GIVEN PROBLEM =
Omit all pictures. Copy the rest of the material exactly.

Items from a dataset
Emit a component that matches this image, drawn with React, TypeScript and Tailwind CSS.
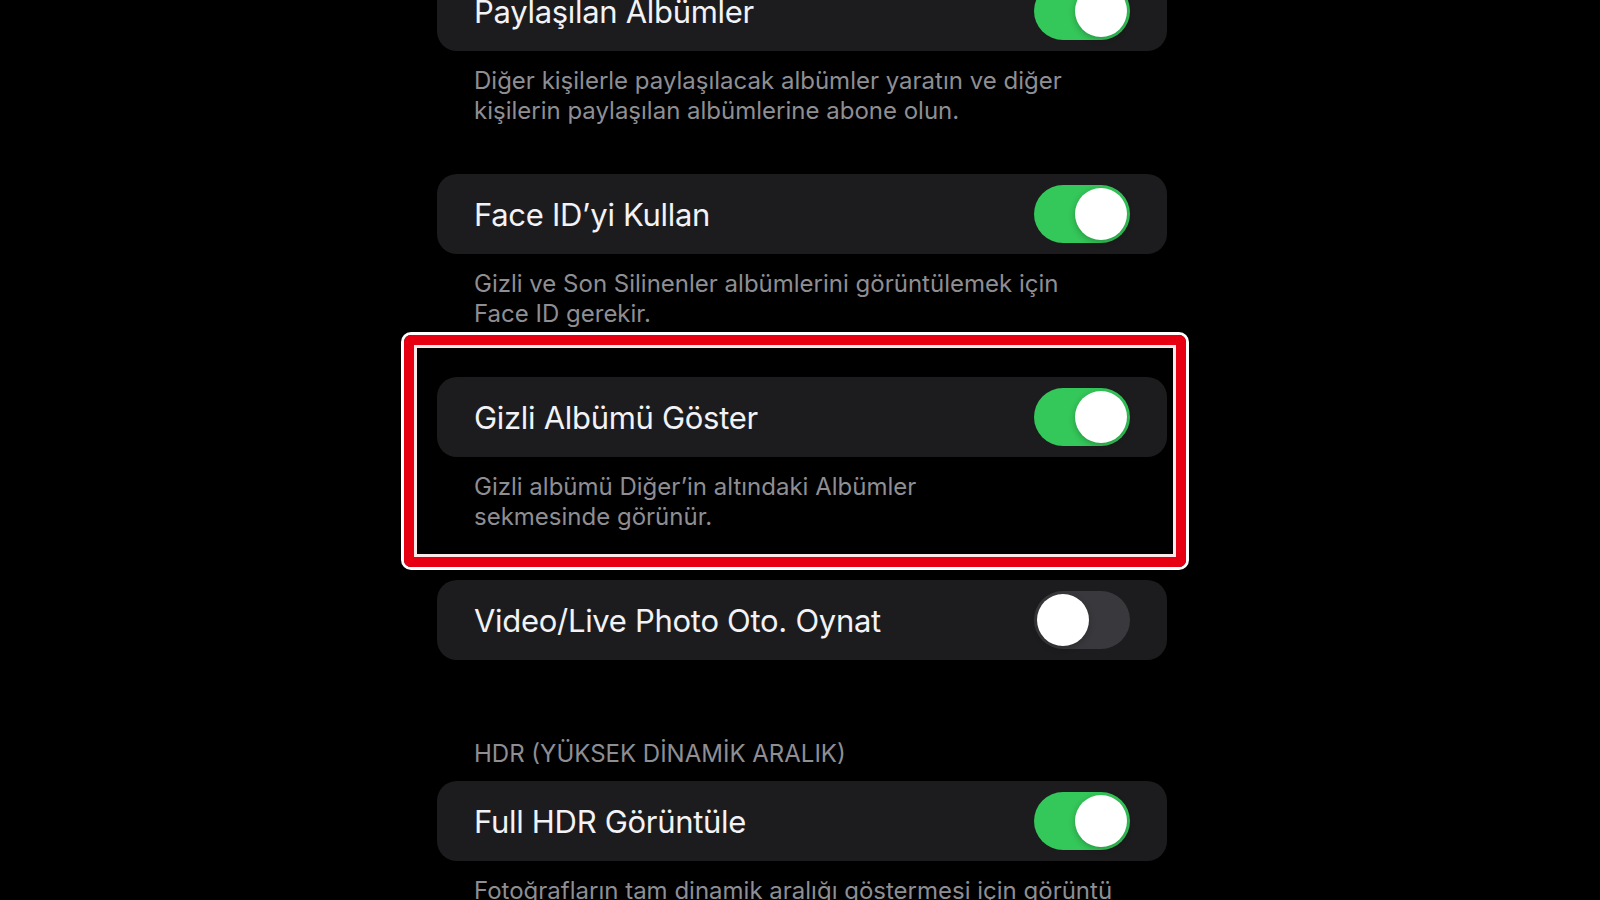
import React from "react";

type Row = {
  title: string;
  on: boolean;
  desc?: React.ReactNode;
};

function Toggle({ on }: { on: boolean }) {
  return (
    <div
      className={
        on
          ? "flex h-[58px] w-[96px] shrink-0 items-center justify-end rounded-full bg-[#34c759] px-[3px]"
          : "flex h-[58px] w-[96px] shrink-0 items-center justify-start rounded-full bg-[#39393d] px-[3px]"
      }
    >
      <div className="h-[52px] w-[52px] rounded-full bg-white shadow-[0_2px_6px_rgba(0,0,0,0.25)]" />
    </div>
  );
}

function Card({ title, on }: { title: string; on: boolean }) {
  return (
    <div className="flex h-[80px] items-center justify-between rounded-[20px] bg-[#1c1c1e] pl-[37px] pr-[37px]">
      <span className="text-[31px] leading-none tracking-[-0.3px] text-[#f2f2f7]">{title}</span>
      <Toggle on={on} />
    </div>
  );
}

function Footer({ children }: { children: React.ReactNode }) {
  return (
    <p className="mt-[15px] px-[37px] text-[24px] leading-[30px] text-[#8e8e93]">{children}</p>
  );
}

function Group({ row, highlight }: { row: Row; highlight?: boolean }) {
  return (
    <div className="relative">
      <Card title={row.title} on={row.on} />
      {row.desc && <Footer>{row.desc}</Footer>}
      {highlight && (
        // annotation drawn over the row
        <div className="pointer-events-none absolute top-[-45px] right-[-22px] bottom-[-38px] left-[-36px] rounded-[10px] border-[3px] border-white">
          <div className="h-full w-full rounded-[7px] border-[10px] border-[#e60012]">
            <div className="h-full w-full border-[3px] border-[#fbe9e9]" />
          </div>
        </div>
      )}
    </div>
  );
}

export default function App() {
  return (
    <div
      className="flex h-[900px] w-full justify-center overflow-hidden bg-black pl-[4px]"
      style={{ fontFamily: '"Inter", "Noto Sans", sans-serif' }}
    >
      <div className="mt-[-29px] w-[730px]">
        <Card title="Paylaşılan Albümler" on />
        <Footer>
          Diğer kişilerle paylaşılacak albümler yaratın ve diğer
          <br />
          kişilerin paylaşılan albümlerine abone olun.
        </Footer>

        <div className="mt-[48px]">
          <Group
            row={{
              title: "Face ID’yi Kullan",
              on: true,
              desc: (
                <>
                  Gizli ve Son Silinenler albümlerini görüntülemek için
                  <br />
                  Face ID gerekir.
                </>
              ),
            }}
          />
        </div>

        <div className="mt-[48px]">
          <Group
            highlight
            row={{
              title: "Gizli Albümü Göster",
              on: true,
              desc: (
                <>
                  Gizli albümü Diğer’in altındaki Albümler
                  <br />
                  sekmesinde görünür.
                </>
              ),
            }}
          />
        </div>

        <div className="mt-[48px]">
          <Card title="Video/Live Photo Oto. Oynat" on={false} />
        </div>

        <div className="mt-[79px] px-[37px] text-[24px] leading-[30px] text-[#8e8e93]">
          HDR (YÜKSEK DİNAMİK ARALIK)
        </div>

        <div className="mt-[12px]">
          <Card title="Full HDR Görüntüle" on />
          <Footer>Fotoğrafların tam dinamik aralığı göstermesi için görüntü</Footer>
        </div>
      </div>
    </div>
  );
}
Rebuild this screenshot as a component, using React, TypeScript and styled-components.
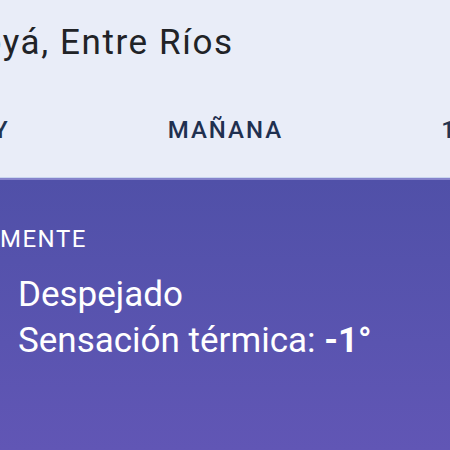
import React from 'react';
import styled, { createGlobalStyle } from 'styled-components';

const GlobalStyle = createGlobalStyle`
  html, body {
    margin: 0;
    padding: 0;
    width: 450px;
    height: 450px;
    overflow: hidden;
    font-family: Roboto, "Noto Sans", "Liberation Sans", sans-serif;
  }
`;

const Screen = styled.div`
  width: 450px;
  height: 450px;
  display: flex;
  flex-direction: column;
  overflow: hidden;
`;

const Header = styled.header`
  height: 177px;
  flex-shrink: 0;
  background: #e9edf8;
  border-bottom: 1px solid #c9d6ef;
  display: flex;
  flex-direction: column;
`;

const City = styled.h1`
  margin: 22px 0 0 -88px;
  font-size: 35px;
  line-height: 41px;
  font-weight: 400;
  letter-spacing: 1.6px;
  color: #212327;
  white-space: nowrap;
`;

const Tabs = styled.nav`
  display: flex;
  gap: 158px;
  margin: 53px 0 0 -44px;
  white-space: nowrap;
`;

const Tab = styled.span<{ $active?: boolean }>`
  font-size: 24px;
  line-height: 28px;
  font-weight: 500;
  letter-spacing: 2px;
  color: ${p => (p.$active ? '#1f3050' : '#24344f')};
`;

const Panel = styled.section`
  flex: 1;
  border-top: 2px solid #8583cc;
  background: linear-gradient(180deg, #5050a8 0%, #5a54b0 60%, #6156b5 100%);
  color: #ffffff;
  display: flex;
  flex-direction: column;
`;

const NowLabel = styled.div`
  margin: 45px 0 0 -98px;
  font-size: 24px;
  line-height: 28px;
  letter-spacing: 1.5px;
  white-space: nowrap;
`;

const Details = styled.div`
  margin-top: 19px;
  padding-left: 18px;
  font-size: 35px;
  line-height: 46px;
`;

const Strong = styled.b`
  font-weight: 700;
`;

export default function App() {
  return (
    <>
      <GlobalStyle />
      <Screen>
        <Header>
          <City>Nogoyá, Entre Ríos</City>
          <Tabs>
            <Tab>HOY</Tab>
            <Tab $active>MAÑANA</Tab>
            <Tab>10 DÍAS</Tab>
          </Tabs>
        </Header>
        <Panel>
          <NowLabel>ACTUALMENTE</NowLabel>
          <Details>
            <div>Despejado</div>
            <div>
              Sensación térmica: <Strong>-1°</Strong>
            </div>
          </Details>
        </Panel>
      </Screen>
    </>
  );
}
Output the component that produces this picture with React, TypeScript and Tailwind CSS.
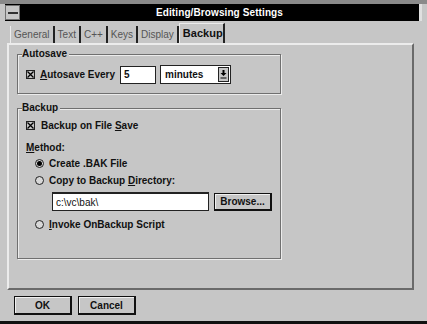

COMPLETE ANSWER =
Emit a component that matches this image, drawn with React, TypeScript and Tailwind CSS.
import React from "react";

type Row = {
  title: string;
  on: boolean;
  desc?: React.ReactNode;
};

function Toggle({ on }: { on: boolean }) {
  return (
    <div
      className={
        on
          ? "flex h-[58px] w-[96px] shrink-0 items-center justify-end rounded-full bg-[#34c759] px-[3px]"
          : "flex h-[58px] w-[96px] shrink-0 items-center justify-start rounded-full bg-[#39393d] px-[3px]"
      }
    >
      <div className="h-[52px] w-[52px] rounded-full bg-white shadow-[0_2px_6px_rgba(0,0,0,0.25)]" />
    </div>
  );
}

function Card({ title, on }: { title: string; on: boolean }) {
  return (
    <div className="flex h-[80px] items-center justify-between rounded-[20px] bg-[#1c1c1e] pl-[37px] pr-[37px]">
      <span className="text-[31px] leading-none tracking-[-0.3px] text-[#f2f2f7]">{title}</span>
      <Toggle on={on} />
    </div>
  );
}

function Footer({ children }: { children: React.ReactNode }) {
  return (
    <p className="mt-[15px] px-[37px] text-[24px] leading-[30px] text-[#8e8e93]">{children}</p>
  );
}

function Group({ row, highlight }: { row: Row; highlight?: boolean }) {
  return (
    <div className="relative">
      <Card title={row.title} on={row.on} />
      {row.desc && <Footer>{row.desc}</Footer>}
      {highlight && (
        // annotation drawn over the row
        <div className="pointer-events-none absolute top-[-45px] right-[-22px] bottom-[-38px] left-[-36px] rounded-[10px] border-[3px] border-white">
          <div className="h-full w-full rounded-[7px] border-[10px] border-[#e60012]">
            <div className="h-full w-full border-[3px] border-[#fbe9e9]" />
          </div>
        </div>
      )}
    </div>
  );
}

export default function App() {
  return (
    <div
      className="flex h-[900px] w-full justify-center overflow-hidden bg-black pl-[4px]"
      style={{ fontFamily: '"Inter", "Noto Sans", sans-serif' }}
    >
      <div className="mt-[-29px] w-[730px]">
        <Card title="Paylaşılan Albümler" on />
        <Footer>
          Diğer kişilerle paylaşılacak albümler yaratın ve diğer
          <br />
          kişilerin paylaşılan albümlerine abone olun.
        </Footer>

        <div className="mt-[48px]">
          <Group
            row={{
              title: "Face ID’yi Kullan",
              on: true,
              desc: (
                <>
                  Gizli ve Son Silinenler albümlerini görüntülemek için
                  <br />
                  Face ID gerekir.
                </>
              ),
            }}
          />
        </div>

        <div className="mt-[48px]">
          <Group
            highlight
            row={{
              title: "Gizli Albümü Göster",
              on: true,
              desc: (
                <>
                  Gizli albümü Diğer’in altındaki Albümler
                  <br />
                  sekmesinde görünür.
                </>
              ),
            }}
          />
        </div>

        <div className="mt-[48px]">
          <Card title="Video/Live Photo Oto. Oynat" on={false} />
        </div>

        <div className="mt-[79px] px-[37px] text-[24px] leading-[30px] text-[#8e8e93]">
          HDR (YÜKSEK DİNAMİK ARALIK)
        </div>

        <div className="mt-[12px]">
          <Card title="Full HDR Görüntüle" on />
          <Footer>Fotoğrafların tam dinamik aralığı göstermesi için görüntü</Footer>
        </div>
      </div>
    </div>
  );
}
Rebuild this screenshot as a component, using React, TypeScript and styled-components.
import React from 'react';
import styled, { createGlobalStyle } from 'styled-components';

const GlobalStyle = createGlobalStyle`
  html, body {
    margin: 0;
    padding: 0;
    width: 450px;
    height: 450px;
    overflow: hidden;
    font-family: Roboto, "Noto Sans", "Liberation Sans", sans-serif;
  }
`;

const Screen = styled.div`
  width: 450px;
  height: 450px;
  display: flex;
  flex-direction: column;
  overflow: hidden;
`;

const Header = styled.header`
  height: 177px;
  flex-shrink: 0;
  background: #e9edf8;
  border-bottom: 1px solid #c9d6ef;
  display: flex;
  flex-direction: column;
`;

const City = styled.h1`
  margin: 22px 0 0 -88px;
  font-size: 35px;
  line-height: 41px;
  font-weight: 400;
  letter-spacing: 1.6px;
  color: #212327;
  white-space: nowrap;
`;

const Tabs = styled.nav`
  display: flex;
  gap: 158px;
  margin: 53px 0 0 -44px;
  white-space: nowrap;
`;

const Tab = styled.span<{ $active?: boolean }>`
  font-size: 24px;
  line-height: 28px;
  font-weight: 500;
  letter-spacing: 2px;
  color: ${p => (p.$active ? '#1f3050' : '#24344f')};
`;

const Panel = styled.section`
  flex: 1;
  border-top: 2px solid #8583cc;
  background: linear-gradient(180deg, #5050a8 0%, #5a54b0 60%, #6156b5 100%);
  color: #ffffff;
  display: flex;
  flex-direction: column;
`;

const NowLabel = styled.div`
  margin: 45px 0 0 -98px;
  font-size: 24px;
  line-height: 28px;
  letter-spacing: 1.5px;
  white-space: nowrap;
`;

const Details = styled.div`
  margin-top: 19px;
  padding-left: 18px;
  font-size: 35px;
  line-height: 46px;
`;

const Strong = styled.b`
  font-weight: 700;
`;

export default function App() {
  return (
    <>
      <GlobalStyle />
      <Screen>
        <Header>
          <City>Nogoyá, Entre Ríos</City>
          <Tabs>
            <Tab>HOY</Tab>
            <Tab $active>MAÑANA</Tab>
            <Tab>10 DÍAS</Tab>
          </Tabs>
        </Header>
        <Panel>
          <NowLabel>ACTUALMENTE</NowLabel>
          <Details>
            <div>Despejado</div>
            <div>
              Sensación térmica: <Strong>-1°</Strong>
            </div>
          </Details>
        </Panel>
      </Screen>
    </>
  );
}
Output the component that produces this picture with React, TypeScript and Tailwind CSS.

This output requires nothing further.